Adamsberg entra doucement dans la chambre où la fillette reposait, les yeux mi-clos.
— Vous êtes un médecin ? demanda-t-elle d’une petite voix.
— Non, je suis un policier.
— Un vrai policier ? demanda-t-elle avec intérêt, incrédule.
— Un vrai.
— C’est vous qui m’avez libérée ?
— Avec mes camarades, oui. Tiens, dit-il en déposant les poupées sur son lit. Ton papa pensait que cela te ferait plaisir.
Rose attrapa une des poupées avec un sourire et la berça contre elle.
— Pourquoi il n’est pas là, papa ? Et maman ?
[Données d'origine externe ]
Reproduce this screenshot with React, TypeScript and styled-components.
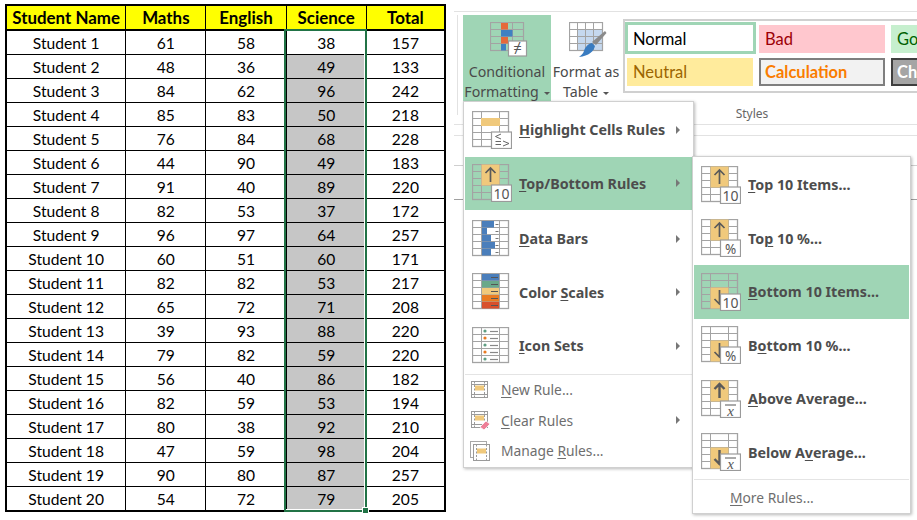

— Ils attendent que j’aie fini de te parler pour entrer.
— Me parler de quoi ?
— Des méchants qui t’ont emmenée dans cette maison. J’ai besoin que tu m’aides, Rose.
— Ils iront en prison ?
— Oui, mais tu dois m’aider. Sur le chemin de la cantine, que s’est-il passé ?
— Il y a une voiture qui s’est arrêtée.